Les familles des trois séquestrés de Northrop Grunman, détenus par les FARC, assurent ne pas avoir reçu d’explication à propos de ce qui s’est produit. Les familles demandent des négociations. Washington refuse de négocier avec une guérilla qui est portée sur la liste des organisations terroristes. Pour régler la crise Washington a offert 340 000 dollars de récompense et un visa pour les Etats-Unis en échange d’informations qui conduiraient à la libération des otages.
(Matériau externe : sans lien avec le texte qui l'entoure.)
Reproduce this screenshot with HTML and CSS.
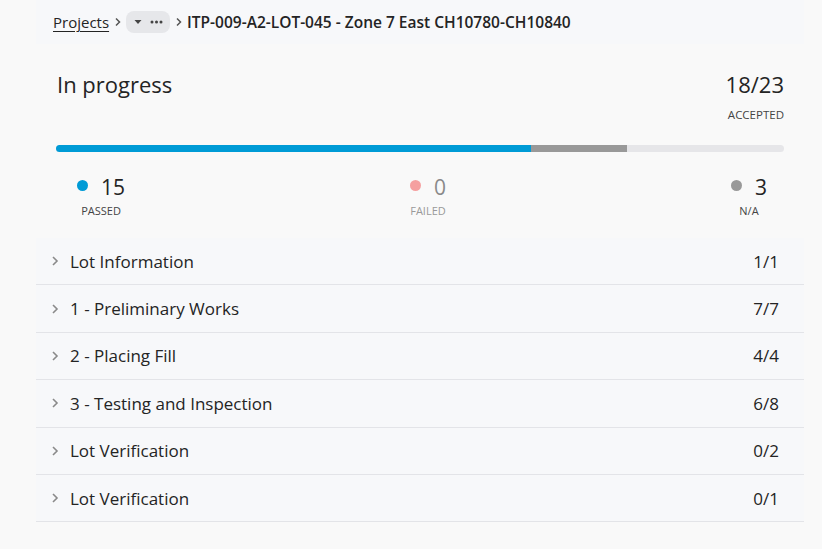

L’utilisation de militaires privés sous contrat, contrairement à l’emploi des forces officielles, est préférable pour Washington - pour les politiciens américains, cela écarte tout risque politique en cas d’implication plus forte dans le conflit colombien.

Les militaires privés sous contrat ne sont soumis à aucun code de conduite strict, Washington n’a pas à répondre directement pour eux, et en cas de mort ou de capture on ne fait pas grand bruit. « Lorsque les privés sous contrat sont tués, nous pouvons simplement déclarer qu’ils ne font pas parti de nos forces militaires », admettait Miles Frechette, ambassadeur à Bogotá à l’époque de William Clinton.

« L’opinion publique nord-américaine est susceptible de compter les morts », affirmait le général colombien Néstor Ramírez, attaché militaire à Washington entre janvier 2002 et janvier 2003. « Imaginez que 20 militaires américaines meurent en Colombie, ce serait la fin du Plan Colombie ». Depuis 1998, plus de vingt militaires privés sous contrat sont morts en Colombie, et c’est à peine si leur mort à été rendue publique.